This summer I began to teach website design. The subject is in my area of studies, and I was looking forward to getting the opportunity to teach it.  I spent time writing the curriculum and doing extensive research on new program updates. I was greatly looking forward to putting all of my efforts into application and having the opportunity to teach the class.

When the class started, I noticed that even though my student did not want to pursue a career in the area of website design, she was still interested in the material. She asked as many questions as she could, gobbling up the information I presented. What impressed me the most is even though there were moments where she was having a hard time, my student would often ask if she could try it out on her own before my stepping in to help.

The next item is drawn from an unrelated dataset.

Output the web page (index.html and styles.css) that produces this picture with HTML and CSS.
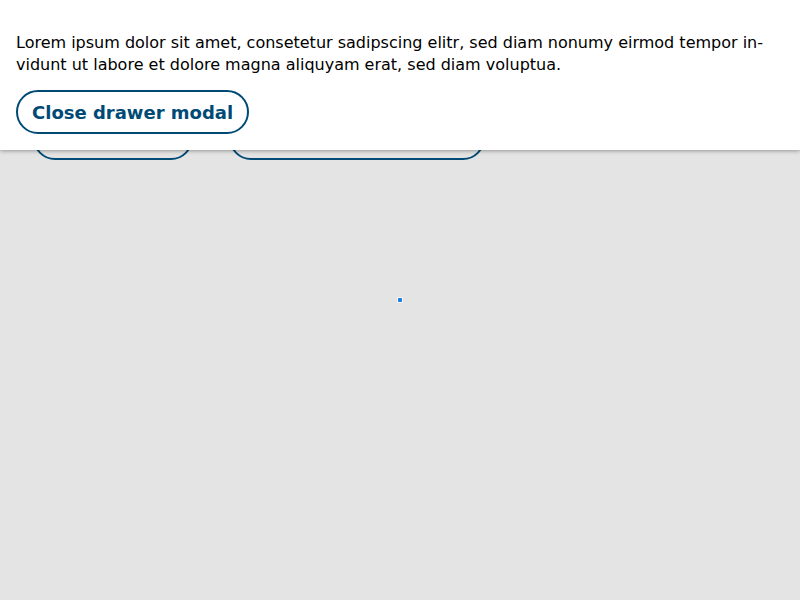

We went over Photoshop and Dreamweaver.  To learn two programs in four weeks is not easy on any student.  The student picked up Photoshop relatively easily, but Dreamweaver proved to be more challenging for her.  This is because the program has a very different interface. She often would ask me for “hints” when attempting to work with this program. Even though she struggled in class, she never failed to turn in the homework I assigned.  Not only would she complete what I assigned, but would also work on extra work that she assigned herself. When I asked her why this was the case she simply stated, “It looks so cool when you do it! I want to try too!”  As an tutor, it’s always fantastic to see and hear your students desiring to learn more.

The last class was my proudest moment. My student admitted that she was slightly overwhelmed, but was ready to learn the final steps. For the quiz I gave her thirty minutes to design one page of her website. She sighed but she told me not to help her throughout the quiz no matter what! I knew that she would succeed and agreed to let her handle it all on her own. And she did it! Not only did she complete the quiz, but even excelled at various font changes, DIV boxes, DIV color changes, margin spacing, padding spacing, navigation, links, and creating a footer.

The student proved that although there may have been many difficult moments, it was still worth it to try. Students often think that when an instructor assigns a harder task it’s for no reason. That’s not the case; a tutor challenges a student because he or she is confident that the student can rise to meet the challenge.

At Oxford Tutoring, when a student and tutor come together striving to learn, the sky is the limit.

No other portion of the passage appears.